• Exercise material
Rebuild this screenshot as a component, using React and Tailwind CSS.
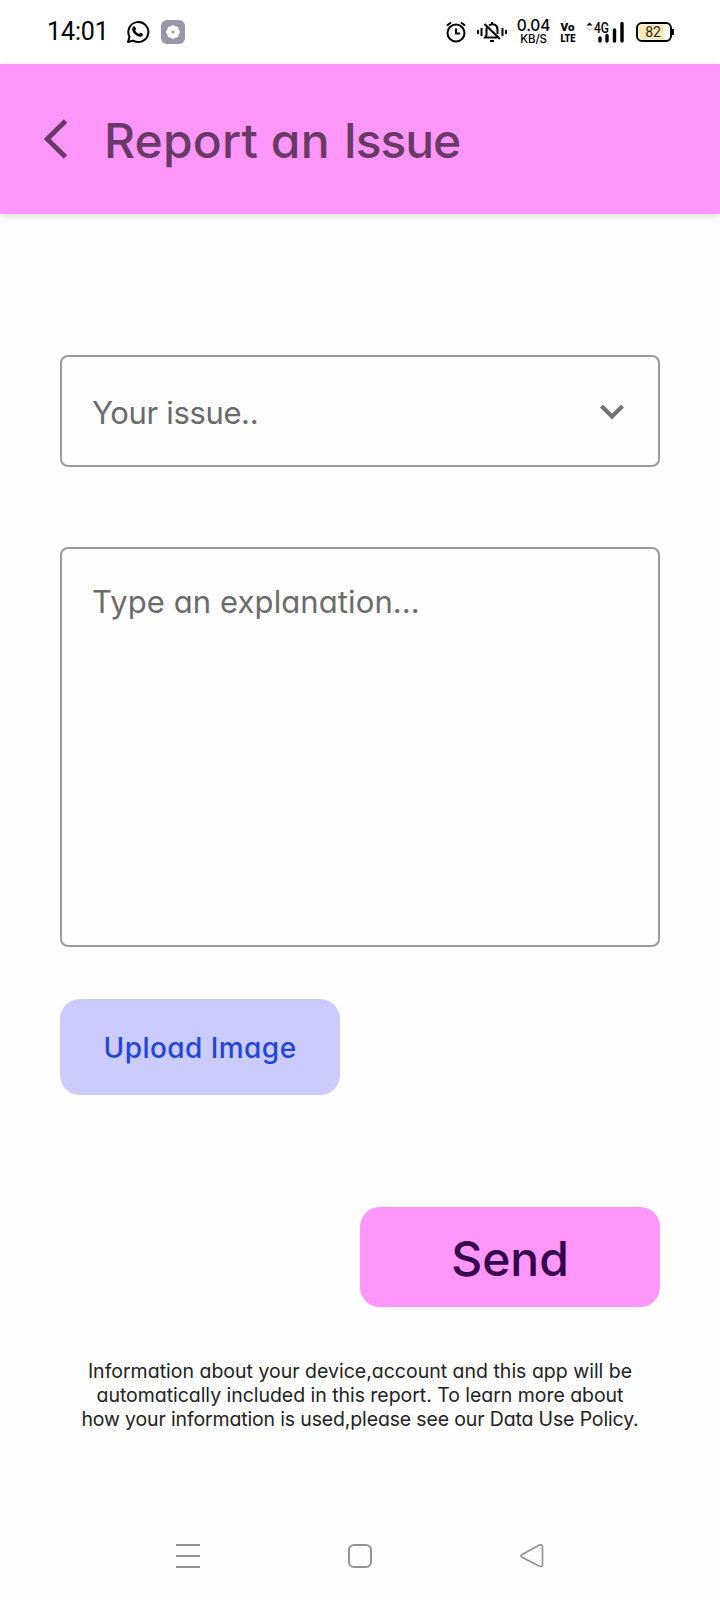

==

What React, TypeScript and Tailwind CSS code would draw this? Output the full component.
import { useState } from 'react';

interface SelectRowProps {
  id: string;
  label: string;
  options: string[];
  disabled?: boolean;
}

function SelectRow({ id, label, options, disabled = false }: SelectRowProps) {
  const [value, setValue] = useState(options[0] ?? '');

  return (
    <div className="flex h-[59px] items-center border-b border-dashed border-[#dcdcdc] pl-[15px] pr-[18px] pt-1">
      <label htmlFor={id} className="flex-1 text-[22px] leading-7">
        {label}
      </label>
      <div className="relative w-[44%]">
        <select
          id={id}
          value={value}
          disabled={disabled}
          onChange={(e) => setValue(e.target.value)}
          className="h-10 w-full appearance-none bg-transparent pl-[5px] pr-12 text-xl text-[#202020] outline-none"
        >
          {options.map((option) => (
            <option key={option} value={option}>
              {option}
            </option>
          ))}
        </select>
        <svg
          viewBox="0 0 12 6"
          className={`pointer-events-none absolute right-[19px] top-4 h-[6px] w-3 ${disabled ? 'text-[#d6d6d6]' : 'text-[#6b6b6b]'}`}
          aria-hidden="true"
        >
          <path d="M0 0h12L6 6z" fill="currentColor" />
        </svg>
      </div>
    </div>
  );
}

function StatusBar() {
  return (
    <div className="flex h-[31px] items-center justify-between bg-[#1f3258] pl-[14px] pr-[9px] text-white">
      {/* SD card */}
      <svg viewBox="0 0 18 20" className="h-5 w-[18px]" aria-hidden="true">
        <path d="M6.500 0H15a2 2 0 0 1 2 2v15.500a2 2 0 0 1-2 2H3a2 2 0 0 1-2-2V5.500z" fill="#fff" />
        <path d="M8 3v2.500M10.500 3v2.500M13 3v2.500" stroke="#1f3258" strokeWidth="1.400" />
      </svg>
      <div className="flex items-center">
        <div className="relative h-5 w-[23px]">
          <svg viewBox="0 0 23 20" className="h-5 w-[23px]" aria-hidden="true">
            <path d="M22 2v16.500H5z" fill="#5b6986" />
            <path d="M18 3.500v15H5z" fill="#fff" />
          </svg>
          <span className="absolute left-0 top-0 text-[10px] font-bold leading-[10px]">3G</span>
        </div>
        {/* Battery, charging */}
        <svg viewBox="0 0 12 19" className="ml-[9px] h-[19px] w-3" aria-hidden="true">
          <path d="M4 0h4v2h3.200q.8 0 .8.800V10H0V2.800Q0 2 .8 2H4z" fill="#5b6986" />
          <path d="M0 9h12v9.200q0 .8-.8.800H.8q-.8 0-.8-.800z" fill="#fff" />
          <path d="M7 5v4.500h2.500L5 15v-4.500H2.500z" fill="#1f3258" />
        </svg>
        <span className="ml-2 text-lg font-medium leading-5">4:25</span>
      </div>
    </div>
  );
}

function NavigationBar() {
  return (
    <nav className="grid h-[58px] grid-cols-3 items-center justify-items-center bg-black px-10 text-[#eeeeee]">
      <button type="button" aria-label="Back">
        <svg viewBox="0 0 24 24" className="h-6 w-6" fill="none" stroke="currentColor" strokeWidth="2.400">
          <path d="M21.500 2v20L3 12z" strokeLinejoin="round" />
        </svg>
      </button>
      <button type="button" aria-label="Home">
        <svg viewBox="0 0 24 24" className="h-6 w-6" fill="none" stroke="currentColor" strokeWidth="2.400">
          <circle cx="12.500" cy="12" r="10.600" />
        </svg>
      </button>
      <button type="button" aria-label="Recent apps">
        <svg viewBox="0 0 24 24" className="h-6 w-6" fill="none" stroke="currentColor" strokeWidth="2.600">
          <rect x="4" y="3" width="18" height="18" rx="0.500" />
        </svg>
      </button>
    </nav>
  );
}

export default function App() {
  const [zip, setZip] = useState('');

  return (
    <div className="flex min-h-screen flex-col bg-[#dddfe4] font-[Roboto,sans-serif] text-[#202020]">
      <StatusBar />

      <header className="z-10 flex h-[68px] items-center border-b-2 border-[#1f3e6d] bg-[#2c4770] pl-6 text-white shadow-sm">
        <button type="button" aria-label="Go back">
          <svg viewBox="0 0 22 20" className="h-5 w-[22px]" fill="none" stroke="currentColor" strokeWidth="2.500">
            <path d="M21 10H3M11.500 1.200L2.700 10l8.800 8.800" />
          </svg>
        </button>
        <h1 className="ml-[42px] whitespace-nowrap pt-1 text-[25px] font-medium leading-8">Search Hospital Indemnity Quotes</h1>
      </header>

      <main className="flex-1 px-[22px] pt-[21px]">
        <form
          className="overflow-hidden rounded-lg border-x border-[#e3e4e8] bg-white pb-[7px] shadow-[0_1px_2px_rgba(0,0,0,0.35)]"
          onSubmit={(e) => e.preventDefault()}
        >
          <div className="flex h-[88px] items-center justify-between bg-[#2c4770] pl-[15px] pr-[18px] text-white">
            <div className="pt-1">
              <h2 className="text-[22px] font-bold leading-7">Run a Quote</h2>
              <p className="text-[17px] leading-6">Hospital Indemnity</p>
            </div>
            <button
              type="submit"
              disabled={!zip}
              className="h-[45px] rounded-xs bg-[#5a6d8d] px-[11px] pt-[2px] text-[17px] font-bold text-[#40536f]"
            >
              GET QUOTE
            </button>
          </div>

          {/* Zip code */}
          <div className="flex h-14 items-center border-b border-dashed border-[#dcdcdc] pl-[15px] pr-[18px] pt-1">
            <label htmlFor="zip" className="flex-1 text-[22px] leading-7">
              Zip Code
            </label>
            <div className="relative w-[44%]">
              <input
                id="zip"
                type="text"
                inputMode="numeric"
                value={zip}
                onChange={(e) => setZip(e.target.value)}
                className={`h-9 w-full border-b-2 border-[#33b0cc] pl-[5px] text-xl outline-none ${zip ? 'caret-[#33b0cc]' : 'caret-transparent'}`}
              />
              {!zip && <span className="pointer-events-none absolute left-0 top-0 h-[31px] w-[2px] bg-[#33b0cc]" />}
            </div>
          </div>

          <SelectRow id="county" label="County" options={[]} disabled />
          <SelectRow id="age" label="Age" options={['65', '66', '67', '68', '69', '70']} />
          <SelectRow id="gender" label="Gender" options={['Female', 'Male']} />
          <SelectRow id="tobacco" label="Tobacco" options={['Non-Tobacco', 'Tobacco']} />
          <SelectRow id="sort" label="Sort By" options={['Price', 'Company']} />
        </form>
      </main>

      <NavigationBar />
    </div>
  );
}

* * *

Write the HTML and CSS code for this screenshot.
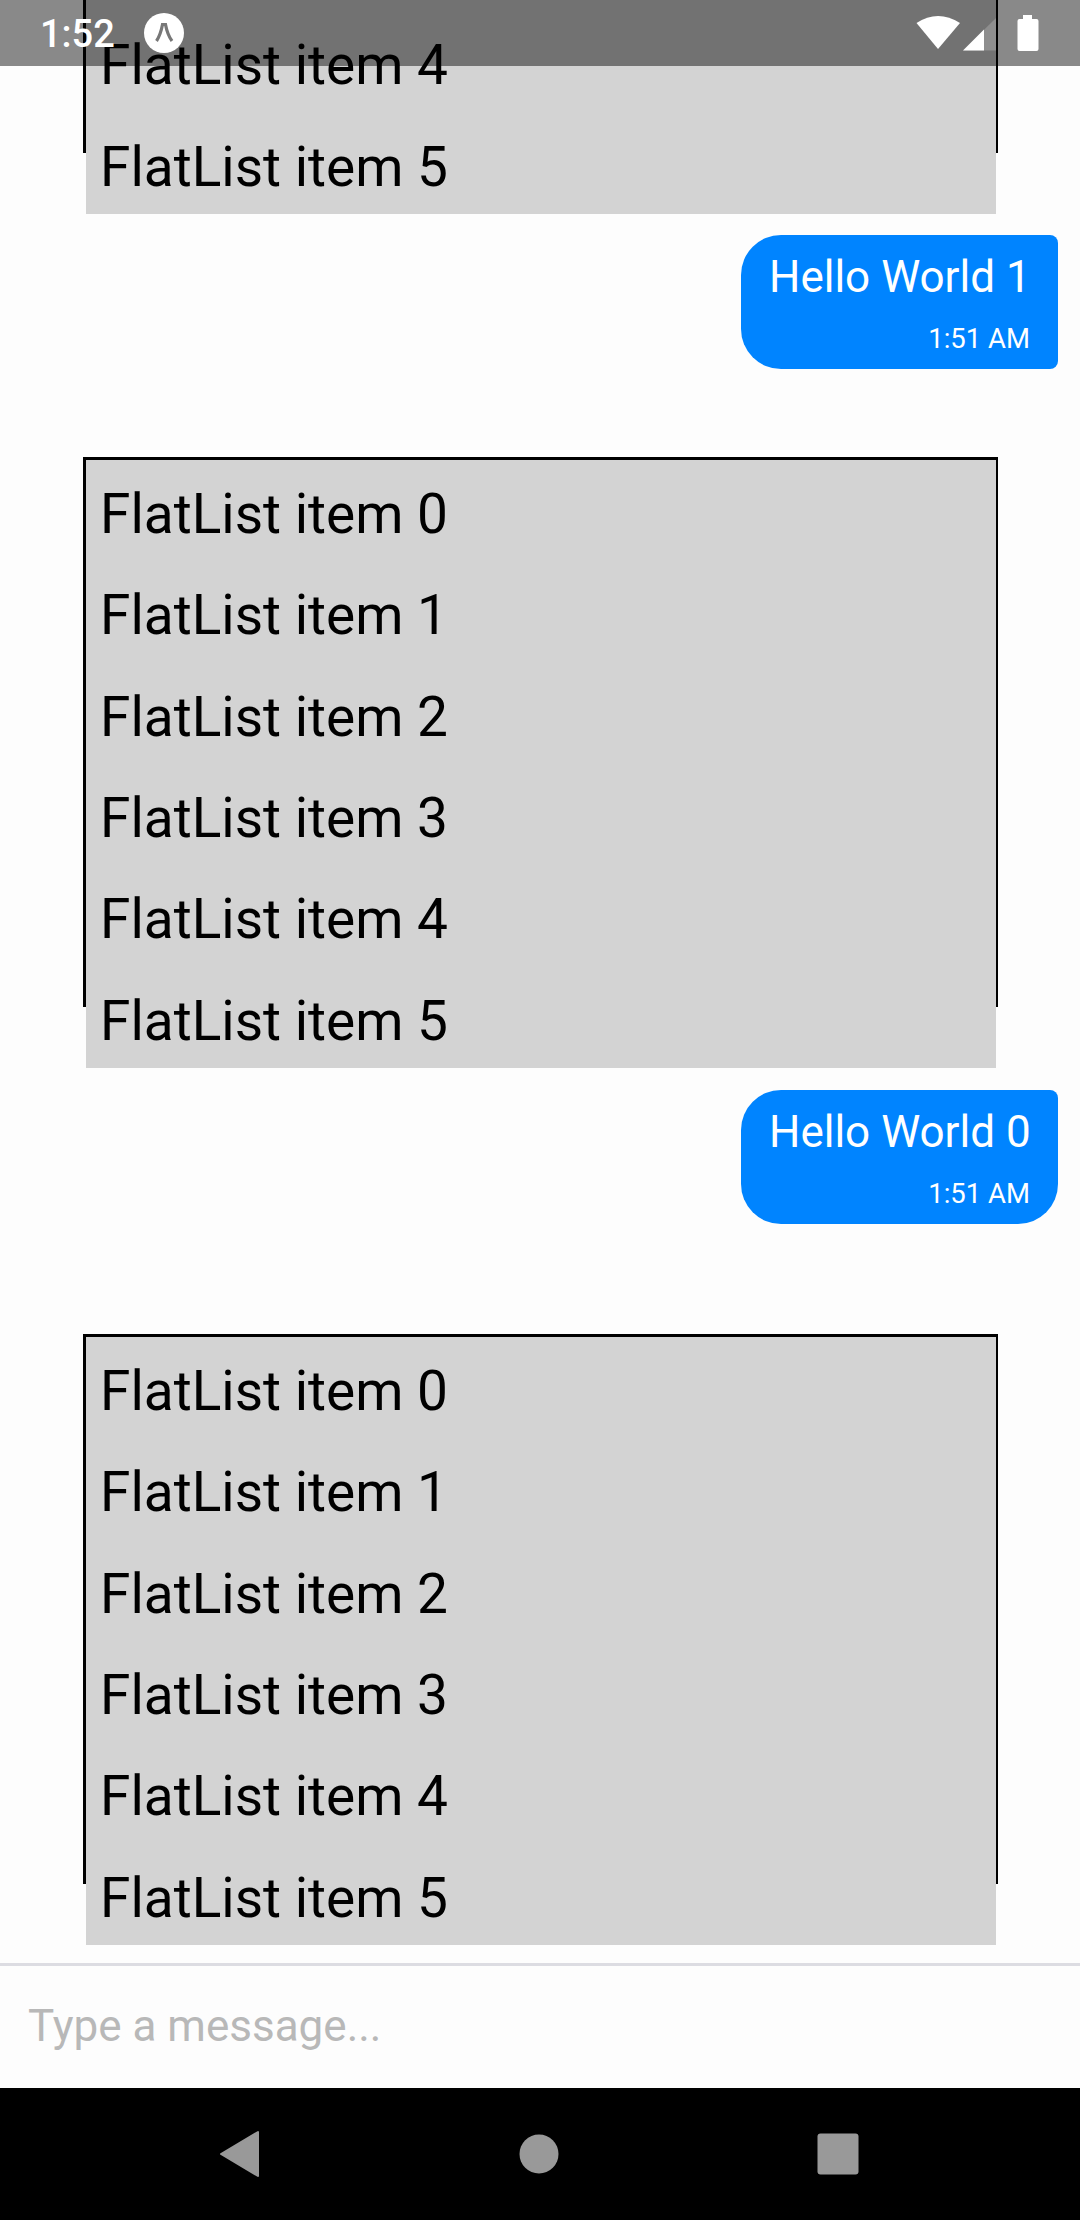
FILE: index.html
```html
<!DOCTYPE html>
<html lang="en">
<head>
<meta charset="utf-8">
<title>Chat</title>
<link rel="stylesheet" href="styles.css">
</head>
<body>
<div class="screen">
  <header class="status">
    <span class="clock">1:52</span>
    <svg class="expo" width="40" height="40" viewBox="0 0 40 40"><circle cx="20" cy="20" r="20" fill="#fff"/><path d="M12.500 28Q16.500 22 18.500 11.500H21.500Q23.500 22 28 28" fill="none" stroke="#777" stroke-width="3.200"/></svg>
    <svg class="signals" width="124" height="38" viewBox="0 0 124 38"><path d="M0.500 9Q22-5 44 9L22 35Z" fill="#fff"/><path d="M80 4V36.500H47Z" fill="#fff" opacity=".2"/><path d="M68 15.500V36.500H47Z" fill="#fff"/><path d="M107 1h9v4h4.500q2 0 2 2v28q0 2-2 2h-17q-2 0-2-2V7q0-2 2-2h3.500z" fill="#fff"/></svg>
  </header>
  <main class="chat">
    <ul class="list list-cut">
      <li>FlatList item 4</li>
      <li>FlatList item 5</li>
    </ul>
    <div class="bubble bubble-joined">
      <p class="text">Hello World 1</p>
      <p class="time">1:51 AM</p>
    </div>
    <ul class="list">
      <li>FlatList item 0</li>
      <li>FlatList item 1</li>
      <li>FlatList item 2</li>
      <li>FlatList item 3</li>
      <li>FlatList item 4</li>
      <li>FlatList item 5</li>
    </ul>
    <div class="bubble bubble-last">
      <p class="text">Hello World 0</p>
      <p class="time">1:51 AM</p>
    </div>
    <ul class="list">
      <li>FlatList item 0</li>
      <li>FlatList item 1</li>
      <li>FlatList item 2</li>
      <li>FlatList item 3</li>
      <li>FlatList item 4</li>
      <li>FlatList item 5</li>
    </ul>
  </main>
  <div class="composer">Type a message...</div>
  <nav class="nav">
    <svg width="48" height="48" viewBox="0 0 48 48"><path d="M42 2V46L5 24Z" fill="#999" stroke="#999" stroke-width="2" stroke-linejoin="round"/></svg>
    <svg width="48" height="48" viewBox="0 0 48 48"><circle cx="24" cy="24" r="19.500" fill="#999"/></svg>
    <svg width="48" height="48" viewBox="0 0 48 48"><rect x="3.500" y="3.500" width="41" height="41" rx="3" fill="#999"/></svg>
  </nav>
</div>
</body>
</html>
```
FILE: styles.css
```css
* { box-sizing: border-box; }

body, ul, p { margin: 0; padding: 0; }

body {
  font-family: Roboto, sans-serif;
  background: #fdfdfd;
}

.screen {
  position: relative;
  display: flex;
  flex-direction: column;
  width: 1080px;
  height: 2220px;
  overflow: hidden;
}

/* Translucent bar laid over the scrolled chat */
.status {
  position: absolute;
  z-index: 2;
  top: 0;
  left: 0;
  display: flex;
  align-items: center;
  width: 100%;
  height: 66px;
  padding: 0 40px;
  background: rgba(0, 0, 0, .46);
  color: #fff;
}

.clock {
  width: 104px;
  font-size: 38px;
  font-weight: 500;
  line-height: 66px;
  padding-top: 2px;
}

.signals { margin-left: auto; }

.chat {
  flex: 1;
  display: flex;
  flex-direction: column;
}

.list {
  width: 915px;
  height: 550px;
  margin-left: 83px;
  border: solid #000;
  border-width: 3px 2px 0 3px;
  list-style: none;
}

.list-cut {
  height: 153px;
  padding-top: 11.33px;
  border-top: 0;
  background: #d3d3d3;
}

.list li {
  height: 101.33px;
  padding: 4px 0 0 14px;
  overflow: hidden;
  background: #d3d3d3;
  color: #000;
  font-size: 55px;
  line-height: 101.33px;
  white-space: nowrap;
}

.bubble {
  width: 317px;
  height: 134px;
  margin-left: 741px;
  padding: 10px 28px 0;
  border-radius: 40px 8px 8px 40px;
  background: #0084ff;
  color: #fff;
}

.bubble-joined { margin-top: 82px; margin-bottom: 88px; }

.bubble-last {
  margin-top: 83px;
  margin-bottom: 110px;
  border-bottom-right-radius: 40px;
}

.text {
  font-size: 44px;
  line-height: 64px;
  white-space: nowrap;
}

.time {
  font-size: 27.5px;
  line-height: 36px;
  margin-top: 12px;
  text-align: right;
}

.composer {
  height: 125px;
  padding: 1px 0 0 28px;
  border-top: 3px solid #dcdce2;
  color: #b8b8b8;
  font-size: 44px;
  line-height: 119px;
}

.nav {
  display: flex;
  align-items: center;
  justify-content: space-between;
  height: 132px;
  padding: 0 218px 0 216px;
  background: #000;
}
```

• Work to complete
Filter the records, keeping only lines that contain "Tailwind", and show those lines.

• Exercise output
Rebuild this screenshot as a component, using React and Tailwind CSS.
What React, TypeScript and Tailwind CSS code would draw this? Output the full component.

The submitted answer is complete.